Fraser sees the distinction between socioeconomic injustice and cultural-symbolic injustice as vitally important because the strategies that are employed to address one type of injustice are often in conflict with strategies that address the other form of injustice. One form of injustice requires redistribution, a leveling of the playing field to achieve a kind of ‘sameness’, while the other form of injustice calls for measures that recognize difference.  This is particularly important to understand in the context of Indigenous Peoples’ justice claims because Indigenous Peoples tend to have simultaneously experienced both types of injustice.  For example, Māori communities have suffered socioeconomic injustice by being dispossessed of much of their lands and natural resources.  They have also suffered cultural-symbolic forms of injustice by the implementation of legislation and policies that have prohibited their cultural practices and had serious and detrimental effects on their language. 
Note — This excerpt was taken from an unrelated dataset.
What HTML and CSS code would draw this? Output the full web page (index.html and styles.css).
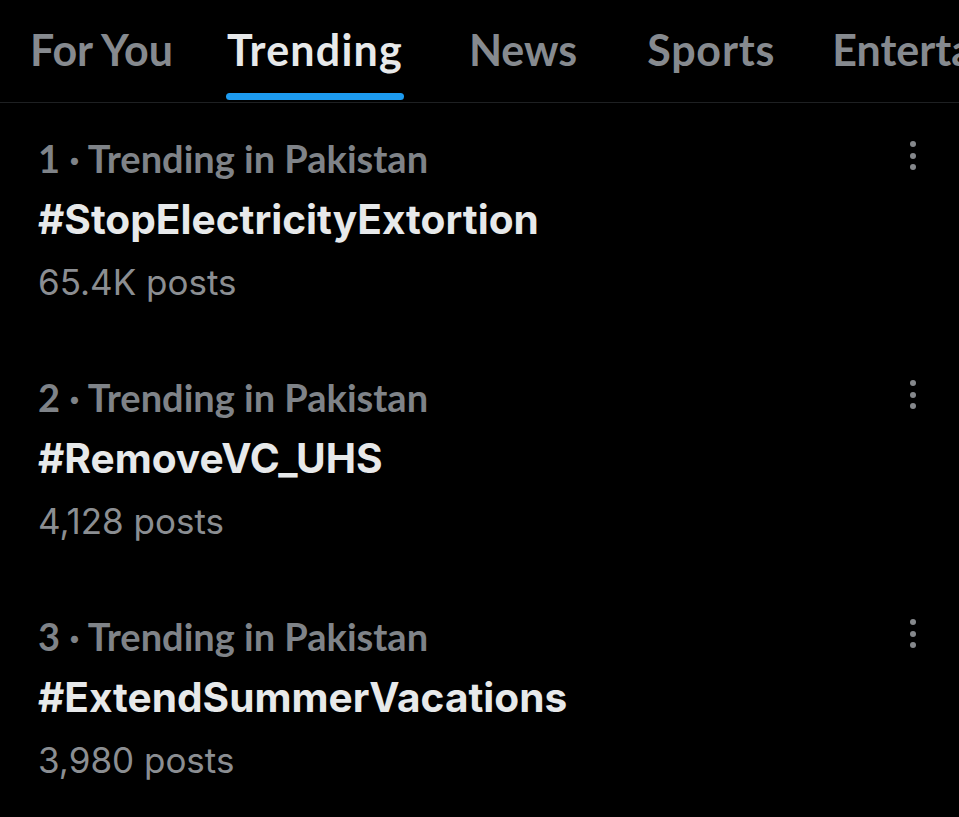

In other words, dealing with historical Treaty breaches is only one part of the justice equation.  If the agreements which settle historical Treaty claims are to be just and durable and contribute to genuine reconciliation then they must be coupled with measures which address the ongoing role of the Treaty in New Zealand public life.  Which is why it would be unfortunate if such measures continue to be characterized as some form of ‘Māori privilege’ or ‘special treatment’.  Far from healing racial division, such a characterization seems more likely to undermine the reconciliation project.